__The task__:
Return each line of the listing below, unchanged, and omit the images.

__Dataset excerpt__:
— Begin —

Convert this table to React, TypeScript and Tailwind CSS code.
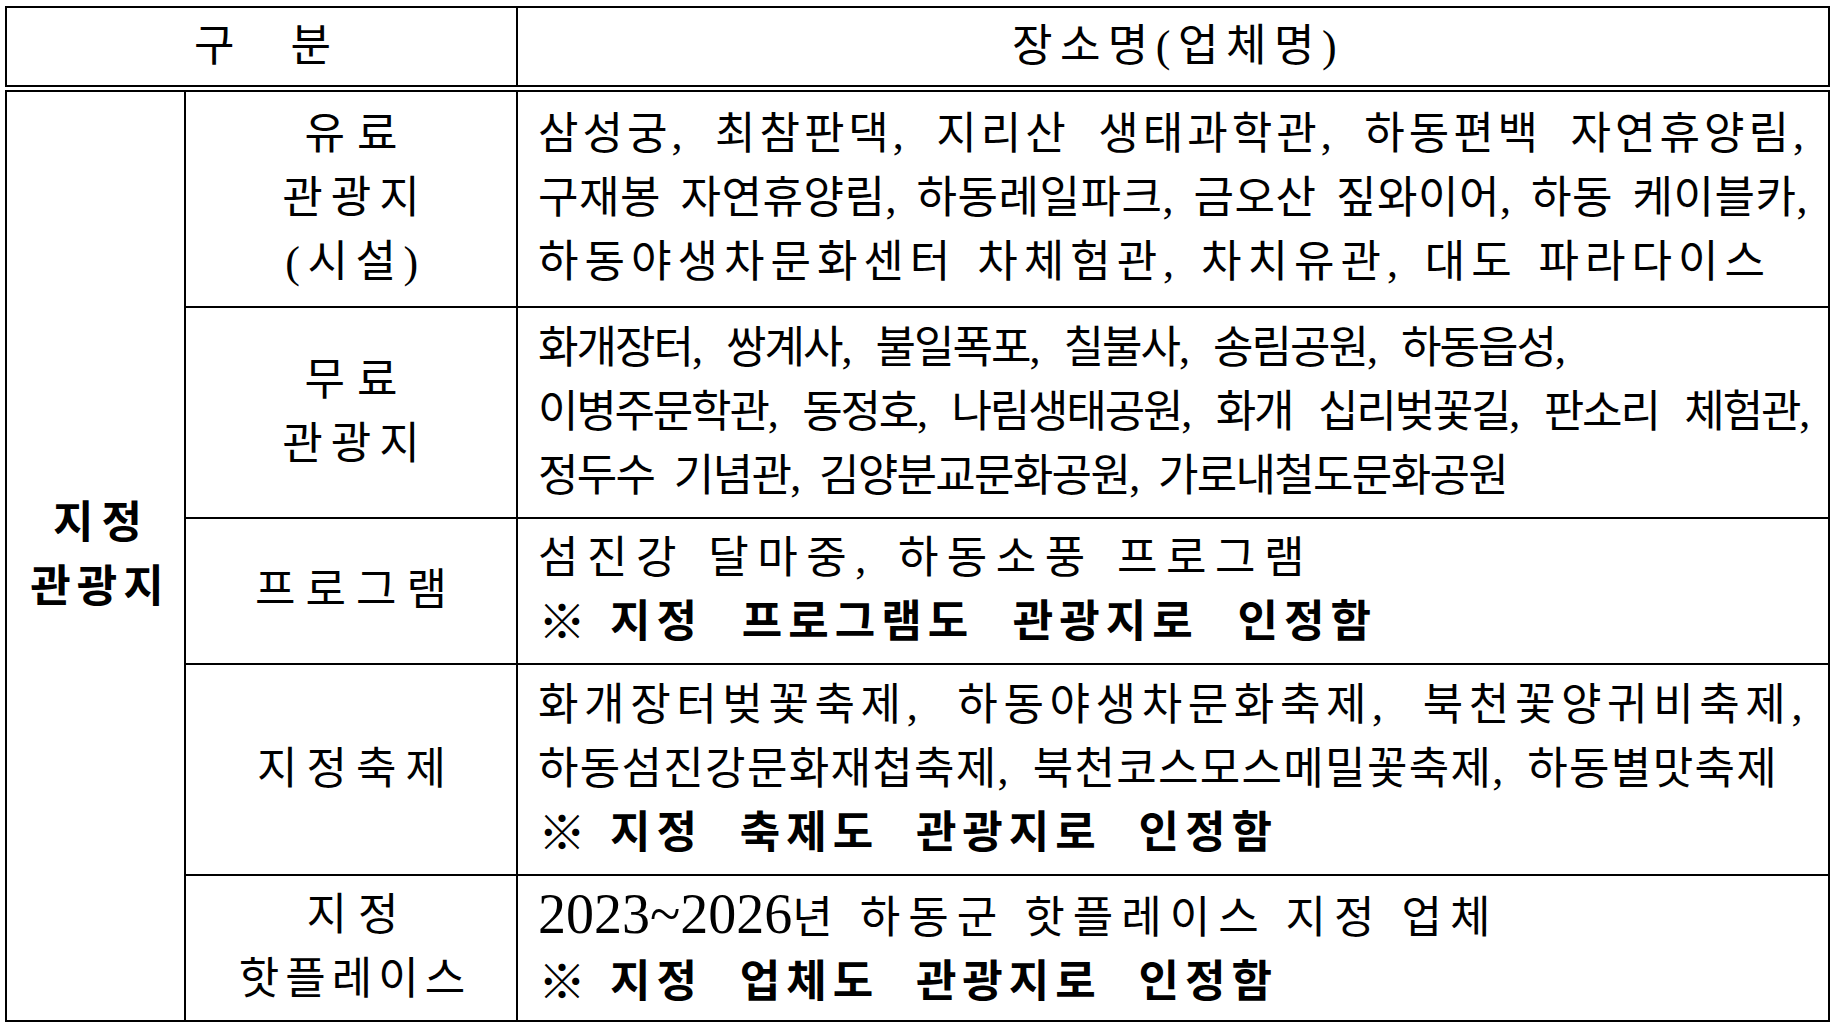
import type { ReactNode } from "react";

// one line of a cell; width + tracking are set per line so the gaps land where the original sits
function Line({ children, className = "" }: { children: ReactNode; className?: string }) {
  return <div className={`shrink-0 whitespace-nowrap ${className}`}>{children}</div>;
}

// "※ ..." note lines: mark gets its own slot, the rest is spread over a fixed width
function Note({ children, className }: { children: ReactNode; className: string }) {
  return (
    <div className="flex items-center">
      <span className="w-[72px] shrink-0 text-[48px] font-bold">※</span>
      <Line className={`font-semibold tracking-[6px] [text-align-last:justify] ${className}`}>{children}</Line>
    </div>
  );
}

function Label({ lines }: { lines: { text: string; className: string }[] }) {
  return (
    <div className="flex flex-col items-center">
      {lines.map((l) => (
        <div key={l.text} className={`whitespace-nowrap ${l.className}`}>
          {l.text}
        </div>
      ))}
    </div>
  );
}

const cell = "border-2 border-black align-middle";
const body = `${cell} px-[20px] text-left`;

export default function App() {
  return (
    <div
      lang="ko"
      className="min-h-screen bg-white pl-[5px] pt-[6px] font-['Liberation_Serif','Noto_Sans_CJK_KR',serif] text-[44px] leading-[64px] text-black"
    >
      <table className="w-[1823px] table-fixed border-collapse">
        <colgroup>
          <col className="w-[179px]" />
          <col className="w-[332px]" />
          <col className="w-[1312px]" />
        </colgroup>
        <thead>
          <tr className="h-[81.5px]">
            <th colSpan={2} className={`${cell} border-b-[7px] border-double font-normal`}>
              <div className="flex justify-center gap-[56px] pl-[2px]">
                <span>구</span>
                <span>분</span>
              </div>
            </th>
            <th className={`${cell} border-b-[7px] border-double pl-[10px] font-normal tracking-[7.5px]`}>
              장소명(업체명)
            </th>
          </tr>
        </thead>
        <tbody>
          <tr className="h-[218.5px]">
            <td rowSpan={5} className={`${cell} text-center font-semibold`}>
              <Label
                lines={[
                  { text: "지정", className: "pl-[12px] tracking-[8px]" },
                  { text: "관광지", className: "pl-[9px] tracking-[6px]" },
                ]}
              />
            </td>
            <td className={`${cell} text-center`}>
              <Label
                lines={[
                  { text: "유료", className: "pl-[12px] tracking-[12px]" },
                  { text: "관광지", className: "pl-[8px] tracking-[8px]" },
                  { text: "(시설)", className: "pl-[9px] tracking-[7.5px]" },
                ]}
              />
            </td>
            <td className={body}>
              <Line className="w-full tracking-[4px] [text-align-last:justify]">
                삼성궁, 최참판댁, 지리산 생태과학관, 하동편백 자연휴양림,
              </Line>
              <Line className="w-full tracking-[0.5px] [text-align-last:justify]">
                구재봉 자연휴양림, 하동레일파크, 금오산 짚와이어, 하동 케이블카,
              </Line>
              <Line className="w-[1233px] tracking-[6px] [text-align-last:justify]">
                하동야생차문화센터 차체험관, 차치유관, 대도 파라다이스
              </Line>
            </td>
          </tr>
          <tr className="h-[211px]">
            <td className={`${cell} text-center`}>
              <Label
                lines={[
                  { text: "무료", className: "pl-[12px] tracking-[12px]" },
                  { text: "관광지", className: "pl-[8px] tracking-[8px]" },
                ]}
              />
            </td>
            <td className={body}>
              <Line className="w-[1026px] tracking-[-2px] [text-align-last:justify]">
                화개장터, 쌍계사, 불일폭포, 칠불사, 송림공원, 하동읍성,
              </Line>
              <Line className="w-full tracking-[-2.2px] [text-align-last:justify]">
                이병주문학관, 동정호, 나림생태공원, 화개 십리벚꽃길, 판소리 체험관,
              </Line>
              <Line className="w-[969px] tracking-[-1.7px] [text-align-last:justify]">
                정두수 기념관, 김양분교문화공원, 가로내철도문화공원
              </Line>
            </td>
          </tr>
          <tr className="h-[146px]">
            <td className={`${cell} text-center`}>
              <Label lines={[{ text: "프로그램", className: "pl-[10px] tracking-[10px]" }]} />
            </td>
            <td className={body}>
              <Line className="w-[775px] tracking-[8.5px] [text-align-last:justify]">섬진강 달마중, 하동소풍 프로그램</Line>
              <Note className="w-[767px]">지정 프로그램도 관광지로 인정함</Note>
            </td>
          </tr>
          <tr className="h-[211px]">
            <td className={`${cell} text-center`}>
              <Label lines={[{ text: "지정축제", className: "pl-[10px] tracking-[9px]" }]} />
            </td>
            <td className={body}>
              <Line className="w-full tracking-[5.6px] [text-align-last:justify]">
                화개장터벚꽃축제, 하동야생차문화축제, 북천꽃양귀비축제,
              </Line>
              <Line className="w-[1240px] tracking-[1.3px] [text-align-last:justify]">
                하동섬진강문화재첩축제, 북천코스모스메밀꽃축제, 하동별맛축제
              </Line>
              <Note className="w-[668px]">지정 축제도 관광지로 인정함</Note>
            </td>
          </tr>
          <tr className="h-[146px]">
            <td className={`${cell} text-center`}>
              <Label
                lines={[
                  { text: "지정", className: "pl-[14px] tracking-[11px]" },
                  { text: "핫플레이스", className: "pl-[8px] tracking-[6px]" },
                ]}
              />
            </td>
            <td className={body}>
              <Line className="w-[945px] tracking-[8px] [text-align-last:justify]">
                <span className="text-[56px] tracking-normal">2023~2026</span>년 하동군 핫플레이스 지정 업체
              </Line>
              <Note className="w-[668px]">지정 업체도 관광지로 인정함</Note>
            </td>
          </tr>
        </tbody>
      </table>
    </div>
  );
}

— End —

__Correct answer__:
Convert this table to React, TypeScript and Tailwind CSS code.
import type { ReactNode } from "react";

// one line of a cell; width + tracking are set per line so the gaps land where the original sits
function Line({ children, className = "" }: { children: ReactNode; className?: string }) {
  return <div className={`shrink-0 whitespace-nowrap ${className}`}>{children}</div>;
}

// "※ ..." note lines: mark gets its own slot, the rest is spread over a fixed width
function Note({ children, className }: { children: ReactNode; className: string }) {
  return (
    <div className="flex items-center">
      <span className="w-[72px] shrink-0 text-[48px] font-bold">※</span>
      <Line className={`font-semibold tracking-[6px] [text-align-last:justify] ${className}`}>{children}</Line>
    </div>
  );
}

function Label({ lines }: { lines: { text: string; className: string }[] }) {
  return (
    <div className="flex flex-col items-center">
      {lines.map((l) => (
        <div key={l.text} className={`whitespace-nowrap ${l.className}`}>
          {l.text}
        </div>
      ))}
    </div>
  );
}

const cell = "border-2 border-black align-middle";
const body = `${cell} px-[20px] text-left`;

export default function App() {
  return (
    <div
      lang="ko"
      className="min-h-screen bg-white pl-[5px] pt-[6px] font-['Liberation_Serif','Noto_Sans_CJK_KR',serif] text-[44px] leading-[64px] text-black"
    >
      <table className="w-[1823px] table-fixed border-collapse">
        <colgroup>
          <col className="w-[179px]" />
          <col className="w-[332px]" />
          <col className="w-[1312px]" />
        </colgroup>
        <thead>
          <tr className="h-[81.5px]">
            <th colSpan={2} className={`${cell} border-b-[7px] border-double font-normal`}>
              <div className="flex justify-center gap-[56px] pl-[2px]">
                <span>구</span>
                <span>분</span>
              </div>
            </th>
            <th className={`${cell} border-b-[7px] border-double pl-[10px] font-normal tracking-[7.5px]`}>
              장소명(업체명)
            </th>
          </tr>
        </thead>
        <tbody>
          <tr className="h-[218.5px]">
            <td rowSpan={5} className={`${cell} text-center font-semibold`}>
              <Label
                lines={[
                  { text: "지정", className: "pl-[12px] tracking-[8px]" },
                  { text: "관광지", className: "pl-[9px] tracking-[6px]" },
                ]}
              />
            </td>
            <td className={`${cell} text-center`}>
              <Label
                lines={[
                  { text: "유료", className: "pl-[12px] tracking-[12px]" },
                  { text: "관광지", className: "pl-[8px] tracking-[8px]" },
                  { text: "(시설)", className: "pl-[9px] tracking-[7.5px]" },
                ]}
              />
            </td>
            <td className={body}>
              <Line className="w-full tracking-[4px] [text-align-last:justify]">
                삼성궁, 최참판댁, 지리산 생태과학관, 하동편백 자연휴양림,
              </Line>
              <Line className="w-full tracking-[0.5px] [text-align-last:justify]">
                구재봉 자연휴양림, 하동레일파크, 금오산 짚와이어, 하동 케이블카,
              </Line>
              <Line className="w-[1233px] tracking-[6px] [text-align-last:justify]">
                하동야생차문화센터 차체험관, 차치유관, 대도 파라다이스
              </Line>
            </td>
          </tr>
          <tr className="h-[211px]">
            <td className={`${cell} text-center`}>
              <Label
                lines={[
                  { text: "무료", className: "pl-[12px] tracking-[12px]" },
                  { text: "관광지", className: "pl-[8px] tracking-[8px]" },
                ]}
              />
            </td>
            <td className={body}>
              <Line className="w-[1026px] tracking-[-2px] [text-align-last:justify]">
                화개장터, 쌍계사, 불일폭포, 칠불사, 송림공원, 하동읍성,
              </Line>
              <Line className="w-full tracking-[-2.2px] [text-align-last:justify]">
                이병주문학관, 동정호, 나림생태공원, 화개 십리벚꽃길, 판소리 체험관,
              </Line>
              <Line className="w-[969px] tracking-[-1.7px] [text-align-last:justify]">
                정두수 기념관, 김양분교문화공원, 가로내철도문화공원
              </Line>
            </td>
          </tr>
          <tr className="h-[146px]">
            <td className={`${cell} text-center`}>
              <Label lines={[{ text: "프로그램", className: "pl-[10px] tracking-[10px]" }]} />
            </td>
            <td className={body}>
              <Line className="w-[775px] tracking-[8.5px] [text-align-last:justify]">섬진강 달마중, 하동소풍 프로그램</Line>
              <Note className="w-[767px]">지정 프로그램도 관광지로 인정함</Note>
            </td>
          </tr>
          <tr className="h-[211px]">
            <td className={`${cell} text-center`}>
              <Label lines={[{ text: "지정축제", className: "pl-[10px] tracking-[9px]" }]} />
            </td>
            <td className={body}>
              <Line className="w-full tracking-[5.6px] [text-align-last:justify]">
                화개장터벚꽃축제, 하동야생차문화축제, 북천꽃양귀비축제,
              </Line>
              <Line className="w-[1240px] tracking-[1.3px] [text-align-last:justify]">
                하동섬진강문화재첩축제, 북천코스모스메밀꽃축제, 하동별맛축제
              </Line>
              <Note className="w-[668px]">지정 축제도 관광지로 인정함</Note>
            </td>
          </tr>
          <tr className="h-[146px]">
            <td className={`${cell} text-center`}>
              <Label
                lines={[
                  { text: "지정", className: "pl-[14px] tracking-[11px]" },
                  { text: "핫플레이스", className: "pl-[8px] tracking-[6px]" },
                ]}
              />
            </td>
            <td className={body}>
              <Line className="w-[945px] tracking-[8px] [text-align-last:justify]">
                <span className="text-[56px] tracking-normal">2023~2026</span>년 하동군 핫플레이스 지정 업체
              </Line>
              <Note className="w-[668px]">지정 업체도 관광지로 인정함</Note>
            </td>
          </tr>
        </tbody>
      </table>
    </div>
  );
}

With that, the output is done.